Work instructions: Repeat the data word for word. Do not include the pictures.
++++
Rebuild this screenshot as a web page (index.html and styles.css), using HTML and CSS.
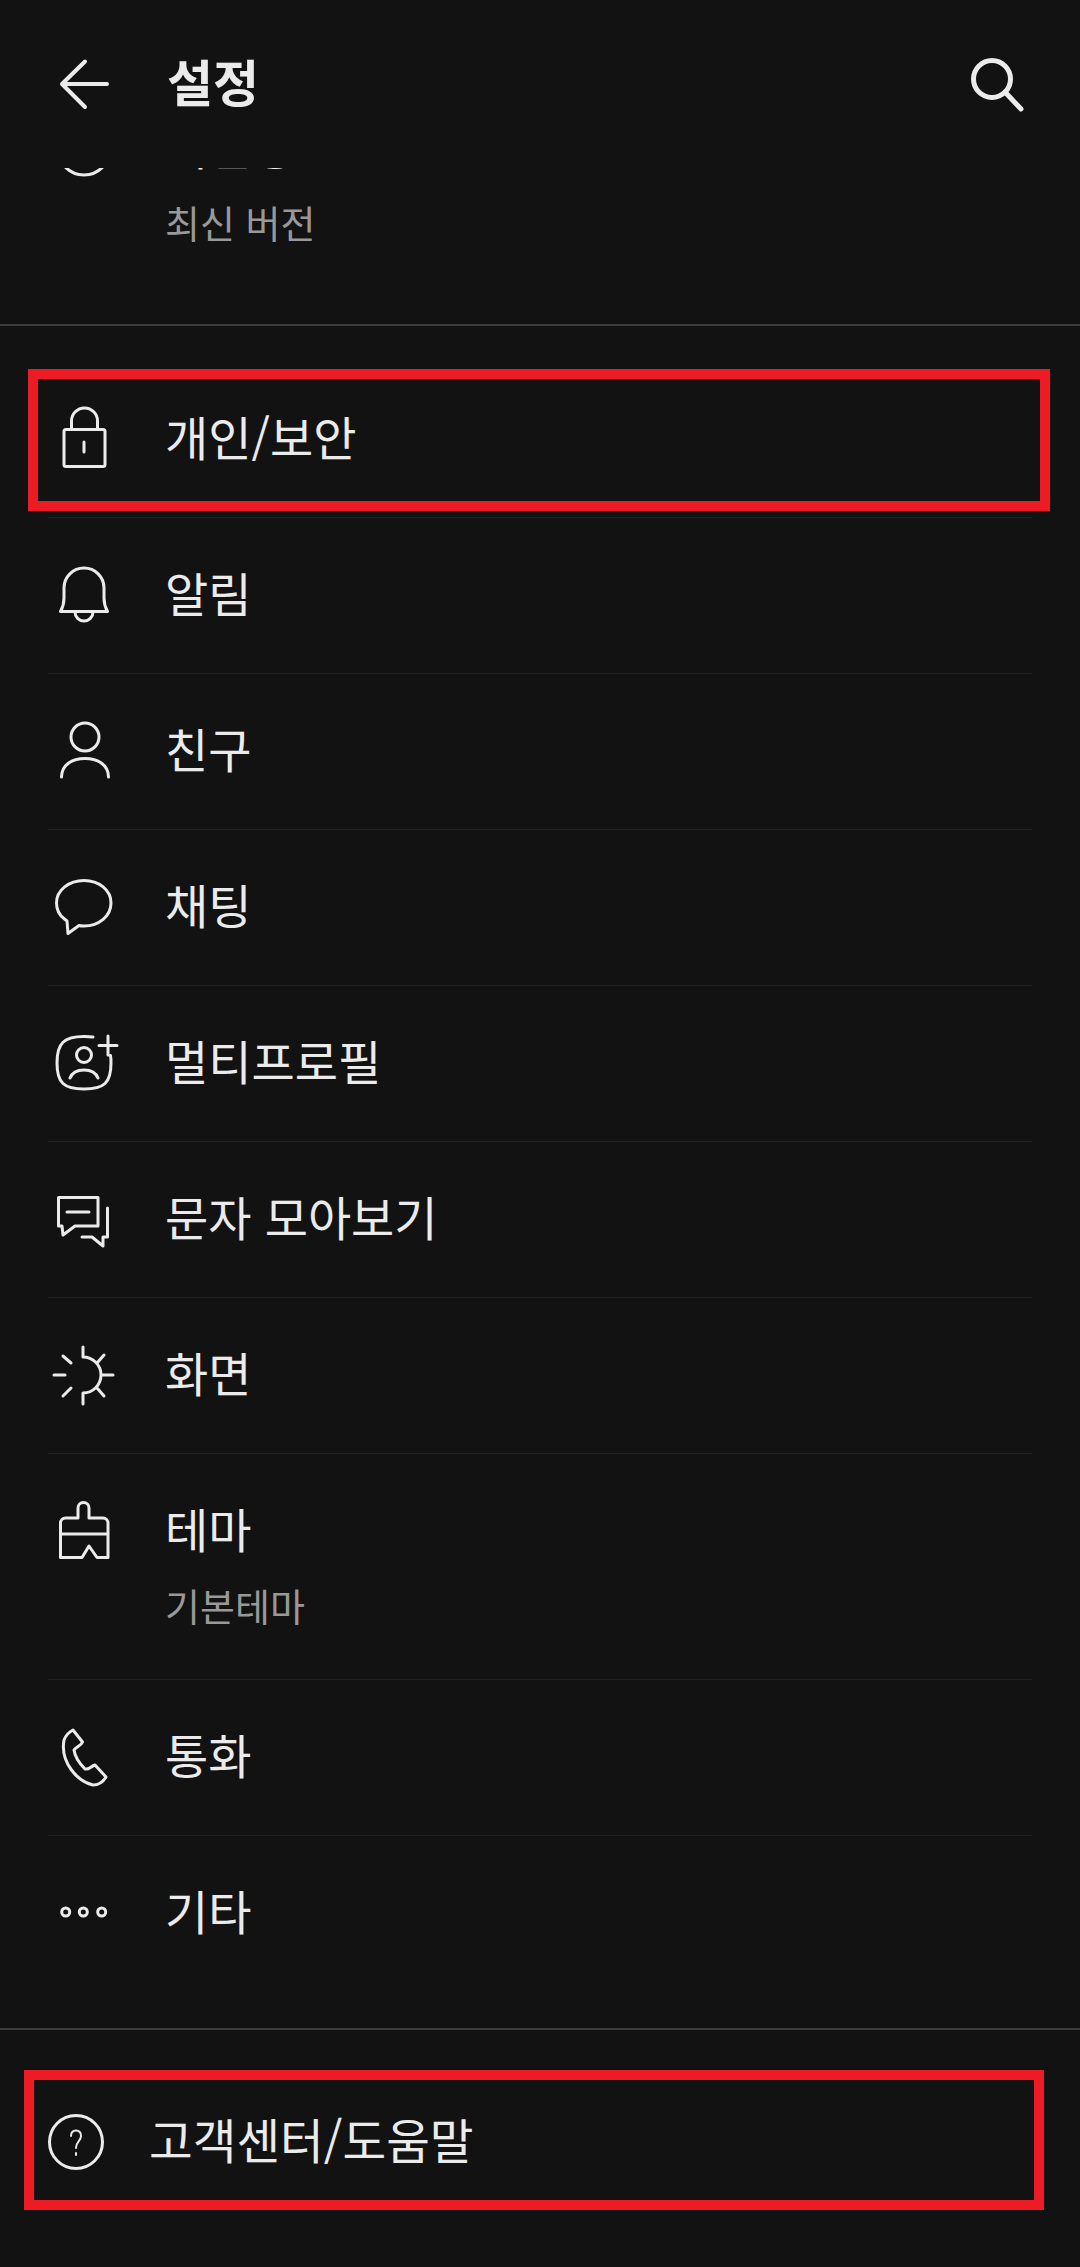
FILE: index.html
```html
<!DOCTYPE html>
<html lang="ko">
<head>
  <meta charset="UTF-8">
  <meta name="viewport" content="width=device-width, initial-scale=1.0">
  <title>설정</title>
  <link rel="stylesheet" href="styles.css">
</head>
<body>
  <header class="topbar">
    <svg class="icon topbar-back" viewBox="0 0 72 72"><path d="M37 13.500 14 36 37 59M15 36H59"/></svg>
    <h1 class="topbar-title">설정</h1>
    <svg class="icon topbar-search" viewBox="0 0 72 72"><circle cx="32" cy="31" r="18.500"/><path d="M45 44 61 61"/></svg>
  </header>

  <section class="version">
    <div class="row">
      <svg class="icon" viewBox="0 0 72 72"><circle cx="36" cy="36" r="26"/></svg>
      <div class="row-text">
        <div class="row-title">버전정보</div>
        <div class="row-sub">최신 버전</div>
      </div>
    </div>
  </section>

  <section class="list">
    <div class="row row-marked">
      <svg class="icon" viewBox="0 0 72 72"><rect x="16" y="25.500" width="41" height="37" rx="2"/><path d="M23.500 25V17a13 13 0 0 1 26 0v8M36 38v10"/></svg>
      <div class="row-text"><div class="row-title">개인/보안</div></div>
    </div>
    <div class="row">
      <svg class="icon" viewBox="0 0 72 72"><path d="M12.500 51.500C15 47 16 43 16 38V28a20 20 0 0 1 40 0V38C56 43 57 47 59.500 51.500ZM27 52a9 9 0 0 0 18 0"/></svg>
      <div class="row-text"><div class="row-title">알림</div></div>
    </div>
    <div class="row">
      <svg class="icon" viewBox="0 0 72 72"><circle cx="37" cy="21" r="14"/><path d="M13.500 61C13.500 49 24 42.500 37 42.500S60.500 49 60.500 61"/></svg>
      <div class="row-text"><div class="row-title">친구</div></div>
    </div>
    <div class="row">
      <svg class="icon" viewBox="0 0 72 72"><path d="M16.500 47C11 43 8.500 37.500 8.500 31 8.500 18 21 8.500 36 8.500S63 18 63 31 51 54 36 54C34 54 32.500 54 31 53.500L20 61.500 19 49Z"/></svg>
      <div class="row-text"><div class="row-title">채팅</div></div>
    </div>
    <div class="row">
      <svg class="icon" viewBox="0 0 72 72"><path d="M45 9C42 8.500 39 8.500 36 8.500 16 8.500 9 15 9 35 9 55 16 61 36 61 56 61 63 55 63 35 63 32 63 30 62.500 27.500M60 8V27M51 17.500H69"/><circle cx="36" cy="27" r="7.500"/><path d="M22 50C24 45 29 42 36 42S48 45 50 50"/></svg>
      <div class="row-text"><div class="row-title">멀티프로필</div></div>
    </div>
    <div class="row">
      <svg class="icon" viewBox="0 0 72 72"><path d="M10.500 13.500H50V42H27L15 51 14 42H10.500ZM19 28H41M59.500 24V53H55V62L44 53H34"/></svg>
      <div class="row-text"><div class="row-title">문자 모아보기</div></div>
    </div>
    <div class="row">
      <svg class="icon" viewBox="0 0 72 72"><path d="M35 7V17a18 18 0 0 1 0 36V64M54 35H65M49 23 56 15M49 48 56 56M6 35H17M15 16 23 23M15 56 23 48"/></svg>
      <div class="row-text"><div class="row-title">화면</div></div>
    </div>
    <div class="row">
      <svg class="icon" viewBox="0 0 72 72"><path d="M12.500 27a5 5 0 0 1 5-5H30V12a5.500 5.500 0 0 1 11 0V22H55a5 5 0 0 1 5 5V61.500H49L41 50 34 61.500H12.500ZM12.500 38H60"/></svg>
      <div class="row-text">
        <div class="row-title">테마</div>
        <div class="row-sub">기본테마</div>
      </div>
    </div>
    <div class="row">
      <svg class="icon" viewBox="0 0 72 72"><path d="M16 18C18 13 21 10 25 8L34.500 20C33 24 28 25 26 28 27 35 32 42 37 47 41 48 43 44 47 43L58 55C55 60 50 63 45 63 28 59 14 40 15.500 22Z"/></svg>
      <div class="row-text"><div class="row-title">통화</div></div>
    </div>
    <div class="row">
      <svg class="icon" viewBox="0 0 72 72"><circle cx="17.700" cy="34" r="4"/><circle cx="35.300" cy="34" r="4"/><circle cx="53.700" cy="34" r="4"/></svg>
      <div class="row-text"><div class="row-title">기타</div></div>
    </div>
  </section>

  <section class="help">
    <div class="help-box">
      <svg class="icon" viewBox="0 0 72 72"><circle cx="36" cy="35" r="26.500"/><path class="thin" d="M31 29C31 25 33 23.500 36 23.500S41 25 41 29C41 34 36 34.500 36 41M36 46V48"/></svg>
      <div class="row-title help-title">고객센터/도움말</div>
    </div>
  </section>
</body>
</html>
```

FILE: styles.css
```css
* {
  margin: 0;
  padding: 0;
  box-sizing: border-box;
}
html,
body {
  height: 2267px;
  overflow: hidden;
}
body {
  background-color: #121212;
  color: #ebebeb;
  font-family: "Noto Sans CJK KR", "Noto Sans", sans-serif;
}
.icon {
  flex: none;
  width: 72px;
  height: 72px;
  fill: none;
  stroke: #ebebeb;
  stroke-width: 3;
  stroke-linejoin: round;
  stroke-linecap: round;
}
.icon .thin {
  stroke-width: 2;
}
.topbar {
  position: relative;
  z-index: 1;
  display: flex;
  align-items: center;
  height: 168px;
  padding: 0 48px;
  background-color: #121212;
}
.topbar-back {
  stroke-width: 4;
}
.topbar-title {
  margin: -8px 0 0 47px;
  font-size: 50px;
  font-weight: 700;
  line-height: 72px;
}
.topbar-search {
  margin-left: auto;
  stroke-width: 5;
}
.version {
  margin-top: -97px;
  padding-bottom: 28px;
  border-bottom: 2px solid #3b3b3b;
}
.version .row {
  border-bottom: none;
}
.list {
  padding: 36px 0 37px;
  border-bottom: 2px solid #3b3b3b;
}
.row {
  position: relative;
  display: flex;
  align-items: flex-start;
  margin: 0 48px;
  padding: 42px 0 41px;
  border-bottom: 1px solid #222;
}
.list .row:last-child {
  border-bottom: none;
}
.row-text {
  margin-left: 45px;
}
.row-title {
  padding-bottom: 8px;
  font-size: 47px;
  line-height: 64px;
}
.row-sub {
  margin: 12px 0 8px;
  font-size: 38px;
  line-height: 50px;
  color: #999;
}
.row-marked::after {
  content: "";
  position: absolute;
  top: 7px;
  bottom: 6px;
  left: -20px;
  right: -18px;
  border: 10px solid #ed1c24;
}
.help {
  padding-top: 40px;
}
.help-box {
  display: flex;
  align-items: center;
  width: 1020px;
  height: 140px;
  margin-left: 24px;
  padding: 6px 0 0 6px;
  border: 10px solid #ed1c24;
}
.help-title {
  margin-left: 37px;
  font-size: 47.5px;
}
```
++++
Result of the exercise:
Rebuild this screenshot as a web page (index.html and styles.css), using HTML and CSS.
FILE: index.html
```html
<!DOCTYPE html>
<html lang="ko">
<head>
  <meta charset="UTF-8">
  <meta name="viewport" content="width=device-width, initial-scale=1.0">
  <title>설정</title>
  <link rel="stylesheet" href="styles.css">
</head>
<body>
  <header class="topbar">
    <svg class="icon topbar-back" viewBox="0 0 72 72"><path d="M37 13.500 14 36 37 59M15 36H59"/></svg>
    <h1 class="topbar-title">설정</h1>
    <svg class="icon topbar-search" viewBox="0 0 72 72"><circle cx="32" cy="31" r="18.500"/><path d="M45 44 61 61"/></svg>
  </header>

  <section class="version">
    <div class="row">
      <svg class="icon" viewBox="0 0 72 72"><circle cx="36" cy="36" r="26"/></svg>
      <div class="row-text">
        <div class="row-title">버전정보</div>
        <div class="row-sub">최신 버전</div>
      </div>
    </div>
  </section>

  <section class="list">
    <div class="row row-marked">
      <svg class="icon" viewBox="0 0 72 72"><rect x="16" y="25.500" width="41" height="37" rx="2"/><path d="M23.500 25V17a13 13 0 0 1 26 0v8M36 38v10"/></svg>
      <div class="row-text"><div class="row-title">개인/보안</div></div>
    </div>
    <div class="row">
      <svg class="icon" viewBox="0 0 72 72"><path d="M12.500 51.500C15 47 16 43 16 38V28a20 20 0 0 1 40 0V38C56 43 57 47 59.500 51.500ZM27 52a9 9 0 0 0 18 0"/></svg>
      <div class="row-text"><div class="row-title">알림</div></div>
    </div>
    <div class="row">
      <svg class="icon" viewBox="0 0 72 72"><circle cx="37" cy="21" r="14"/><path d="M13.500 61C13.500 49 24 42.500 37 42.500S60.500 49 60.500 61"/></svg>
      <div class="row-text"><div class="row-title">친구</div></div>
    </div>
    <div class="row">
      <svg class="icon" viewBox="0 0 72 72"><path d="M16.500 47C11 43 8.500 37.500 8.500 31 8.500 18 21 8.500 36 8.500S63 18 63 31 51 54 36 54C34 54 32.500 54 31 53.500L20 61.500 19 49Z"/></svg>
      <div class="row-text"><div class="row-title">채팅</div></div>
    </div>
    <div class="row">
      <svg class="icon" viewBox="0 0 72 72"><path d="M45 9C42 8.500 39 8.500 36 8.500 16 8.500 9 15 9 35 9 55 16 61 36 61 56 61 63 55 63 35 63 32 63 30 62.500 27.500M60 8V27M51 17.500H69"/><circle cx="36" cy="27" r="7.500"/><path d="M22 50C24 45 29 42 36 42S48 45 50 50"/></svg>
      <div class="row-text"><div class="row-title">멀티프로필</div></div>
    </div>
    <div class="row">
      <svg class="icon" viewBox="0 0 72 72"><path d="M10.500 13.500H50V42H27L15 51 14 42H10.500ZM19 28H41M59.500 24V53H55V62L44 53H34"/></svg>
      <div class="row-text"><div class="row-title">문자 모아보기</div></div>
    </div>
    <div class="row">
      <svg class="icon" viewBox="0 0 72 72"><path d="M35 7V17a18 18 0 0 1 0 36V64M54 35H65M49 23 56 15M49 48 56 56M6 35H17M15 16 23 23M15 56 23 48"/></svg>
      <div class="row-text"><div class="row-title">화면</div></div>
    </div>
    <div class="row">
      <svg class="icon" viewBox="0 0 72 72"><path d="M12.500 27a5 5 0 0 1 5-5H30V12a5.500 5.500 0 0 1 11 0V22H55a5 5 0 0 1 5 5V61.500H49L41 50 34 61.500H12.500ZM12.500 38H60"/></svg>
      <div class="row-text">
        <div class="row-title">테마</div>
        <div class="row-sub">기본테마</div>
      </div>
    </div>
    <div class="row">
      <svg class="icon" viewBox="0 0 72 72"><path d="M16 18C18 13 21 10 25 8L34.500 20C33 24 28 25 26 28 27 35 32 42 37 47 41 48 43 44 47 43L58 55C55 60 50 63 45 63 28 59 14 40 15.500 22Z"/></svg>
      <div class="row-text"><div class="row-title">통화</div></div>
    </div>
    <div class="row">
      <svg class="icon" viewBox="0 0 72 72"><circle cx="17.700" cy="34" r="4"/><circle cx="35.300" cy="34" r="4"/><circle cx="53.700" cy="34" r="4"/></svg>
      <div class="row-text"><div class="row-title">기타</div></div>
    </div>
  </section>

  <section class="help">
    <div class="help-box">
      <svg class="icon" viewBox="0 0 72 72"><circle cx="36" cy="35" r="26.500"/><path class="thin" d="M31 29C31 25 33 23.500 36 23.500S41 25 41 29C41 34 36 34.500 36 41M36 46V48"/></svg>
      <div class="row-title help-title">고객센터/도움말</div>
    </div>
  </section>
</body>
</html>
```

FILE: styles.css
```css
* {
  margin: 0;
  padding: 0;
  box-sizing: border-box;
}
html,
body {
  height: 2267px;
  overflow: hidden;
}
body {
  background-color: #121212;
  color: #ebebeb;
  font-family: "Noto Sans CJK KR", "Noto Sans", sans-serif;
}
.icon {
  flex: none;
  width: 72px;
  height: 72px;
  fill: none;
  stroke: #ebebeb;
  stroke-width: 3;
  stroke-linejoin: round;
  stroke-linecap: round;
}
.icon .thin {
  stroke-width: 2;
}
.topbar {
  position: relative;
  z-index: 1;
  display: flex;
  align-items: center;
  height: 168px;
  padding: 0 48px;
  background-color: #121212;
}
.topbar-back {
  stroke-width: 4;
}
.topbar-title {
  margin: -8px 0 0 47px;
  font-size: 50px;
  font-weight: 700;
  line-height: 72px;
}
.topbar-search {
  margin-left: auto;
  stroke-width: 5;
}
.version {
  margin-top: -97px;
  padding-bottom: 28px;
  border-bottom: 2px solid #3b3b3b;
}
.version .row {
  border-bottom: none;
}
.list {
  padding: 36px 0 37px;
  border-bottom: 2px solid #3b3b3b;
}
.row {
  position: relative;
  display: flex;
  align-items: flex-start;
  margin: 0 48px;
  padding: 42px 0 41px;
  border-bottom: 1px solid #222;
}
.list .row:last-child {
  border-bottom: none;
}
.row-text {
  margin-left: 45px;
}
.row-title {
  padding-bottom: 8px;
  font-size: 47px;
  line-height: 64px;
}
.row-sub {
  margin: 12px 0 8px;
  font-size: 38px;
  line-height: 50px;
  color: #999;
}
.row-marked::after {
  content: "";
  position: absolute;
  top: 7px;
  bottom: 6px;
  left: -20px;
  right: -18px;
  border: 10px solid #ed1c24;
}
.help {
  padding-top: 40px;
}
.help-box {
  display: flex;
  align-items: center;
  width: 1020px;
  height: 140px;
  margin-left: 24px;
  padding: 6px 0 0 6px;
  border: 10px solid #ed1c24;
}
.help-title {
  margin-left: 37px;
  font-size: 47.5px;
}
```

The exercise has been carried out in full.